In July 2004, Xiang was appointed as deputy governor of the People’s Bank of China, and concurrently served as director and secretary of the Party committee at PBOC’s Shanghai Head Office. In July 2007, Xiang was directly designated to be Party secretary and governor of ABC, which was performing poorly (by the end of 2006, ABC’s non-performing loan rate had reached 23.43 percent, while the rate in other major commercial banks was only 7.5 percent that year).

In November 2007, Xiang announced internal reform efforts for ABC. The increased audit and risk controls were successful. By the end of 2009, the bank’s non-performing loan rate had dropped to 2.91 percent. In 2010, the bank successfully listed its A+H shares.

The Chinese government appointed Xiang chairman of the CIRC in 2011 based on his excellent performance at ABC. He started off with the governance of misleading sales and difficult auto insurance claims, while relaxing investment channels for insurance funds. These moves led to a 20 percent increase in China’s insurance industry assets against the revenue decline of the life insurance sector that year.
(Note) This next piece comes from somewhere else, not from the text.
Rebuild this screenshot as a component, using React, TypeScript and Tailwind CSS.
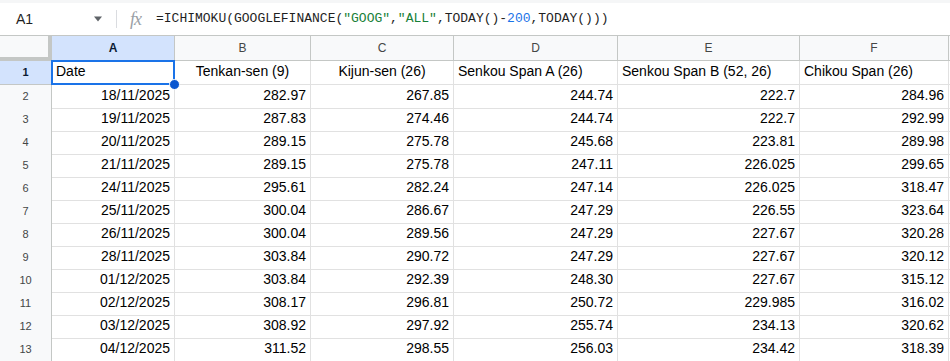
const cols = ["A", "B", "C", "D", "E", "F"];

const headers: [string, string][] = [
  ["Date", "left"],
  ["Tenkan-sen (9)", "center"],
  ["Kijun-sen (26)", "center"],
  ["Senkou Span A (26)", "left"],
  ["Senkou Span B (52, 26)", "left"],
  ["Chikou Span (26)", "left"],
];

const rows = [
  ["18/11/2025", "282.97", "267.85", "244.74", "222.7", "284.96"],
  ["19/11/2025", "287.83", "274.46", "244.74", "222.7", "292.99"],
  ["20/11/2025", "289.15", "275.78", "245.68", "223.81", "289.98"],
  ["21/11/2025", "289.15", "275.78", "247.11", "226.025", "299.65"],
  ["24/11/2025", "295.61", "282.24", "247.14", "226.025", "318.47"],
  ["25/11/2025", "300.04", "286.67", "247.29", "226.55", "323.64"],
  ["26/11/2025", "300.04", "289.56", "247.29", "227.67", "320.28"],
  ["28/11/2025", "303.84", "290.72", "247.29", "227.67", "320.12"],
  ["01/12/2025", "303.84", "292.39", "248.30", "227.67", "315.12"],
  ["02/12/2025", "308.17", "296.81", "250.72", "229.985", "316.02"],
  ["03/12/2025", "308.92", "297.92", "255.74", "234.13", "320.62"],
  ["04/12/2025", "311.52", "298.55", "256.03", "234.42", "318.39"],
];

const grid = "grid grid-cols-[52px_123px_136px_143px_164px_182px_149px_1fr]";

function FormulaBar() {
  return (
    <div className="h-[36px] bg-[#f5f6f7] pt-[3px]">
      <div className="h-[33px] bg-white border-b border-[#c4c7c5] flex items-center">
        <div className="w-[116px] flex items-center pl-[16px] pr-[13px] text-[14px] text-[#1f1f1f]">
          <span className="flex-1">A1</span>
          <svg width="10" height="6" viewBox="0 0 10 6">
            <path d="M1 0.5 L9 0.5 L5 5.5 Z" fill="#5f6368" />
          </svg>
        </div>
        <div className="w-px h-[18px] bg-[#dadce0]" />
        <span className="ml-[13px] w-[26px] text-[18px] italic text-[#9aa0a6] leading-none font-['Liberation_Serif',serif] tracking-[-1px]">
          fx
        </span>
        <span className="text-[13px] text-[#1f1f1f] font-['Liberation_Mono',monospace] whitespace-pre">
          =ICHIMOKU(GOOGLEFINANCE(
          <span className="text-[#188038]">"GOOG"</span>,
          <span className="text-[#188038]">"ALL"</span>,TODAY()-
          <span className="text-[#1a73e8]">200</span>,TODAY()))
        </span>
      </div>
    </div>
  );
}

export default function App() {
  return (
    <div className="w-[950px] h-[361px] overflow-hidden bg-white font-['Liberation_Sans',Arial,sans-serif]">
      <FormulaBar />
      <div className={grid + " h-[25px]"}>
        <div className="bg-[#f8f9fa] border-r-[4px] border-b-[4px] border-[#c4c7c5]" />
        {cols.map((c, i) => (
          <div
            key={c}
            className={
              i === 0
                ? "bg-[#d3e3fd] border-r border-b border-[#c4c7c5] flex items-center justify-center text-[12px] font-bold text-[#0b1b33]"
                : "bg-[#f8f9fa] border-r border-b border-[#c4c7c5] flex items-center justify-center text-[12px] text-[#444746]"
            }
          >
            {c}
          </div>
        ))}
        <div className="bg-[#f8f9fa] border-b border-[#c4c7c5]" />
      </div>

      <div className={grid + " h-[24px]"}>
        <div className="bg-[#d3e3fd] border-r border-b border-[#c4c7c5] flex items-center justify-center text-[11px] font-bold text-[#0b1b33]">
          1
        </div>
        {headers.map(([h, align], i) =>
          i === 0 ? (
            <div
              key={h}
              className="relative z-10 border-r border-b border-[#e1e1e1] flex items-end pb-[2px] px-[4px] text-[14px] text-black whitespace-nowrap"
            >
              {h}
              <div className="absolute top-[-1px] left-[-1px] right-[-1px] bottom-[-1px] border-2 border-[#1a73e8]" />
              <div className="absolute right-[-6px] bottom-[-6px] w-[11px] h-[11px] rounded-full bg-[#0b57d0] border border-white" />
            </div>
          ) : (
            <div
              key={h}
              className={
                "border-r border-b border-[#e1e1e1] flex items-end pb-[2px] px-[4px] text-[14px] text-black whitespace-nowrap overflow-hidden " +
                (align === "center" ? "justify-center" : "justify-start")
              }
            >
              {h}
            </div>
          )
        )}
        <div className="border-b border-[#e1e1e1]" />
      </div>

      {rows.map((r, ri) => (
        <div key={ri} className={grid + " h-[23px]"}>
          <div className="bg-[#f8f9fa] border-r border-b border-[#c4c7c5] flex items-center justify-center text-[11px] text-[#444746]">
            {ri + 2}
          </div>
          {r.map((v, ci) => (
            <div
              key={ci}
              className="border-r border-b border-[#e1e1e1] flex items-end justify-end pb-[2px] pr-[4px] text-[14px] text-black"
            >
              {v}
            </div>
          ))}
          <div className="border-b border-[#e1e1e1]" />
        </div>
      ))}
    </div>
  );
}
In later years, he broadened channels of capital supplement, launched bonus insurance and universal insurance rate formation mechanism reform, promoted the marketization of insurance industry, and emphasized that the bottom line should not change.

Last year, Xiang spoke about short-term speculation of insurance funds in the capital market and said that insurance institutions would not become ‘barbarians’ that everyone hates. He told insurance companies that one suspension is better than ten warnings, and their business licenses could be revoked if necessary.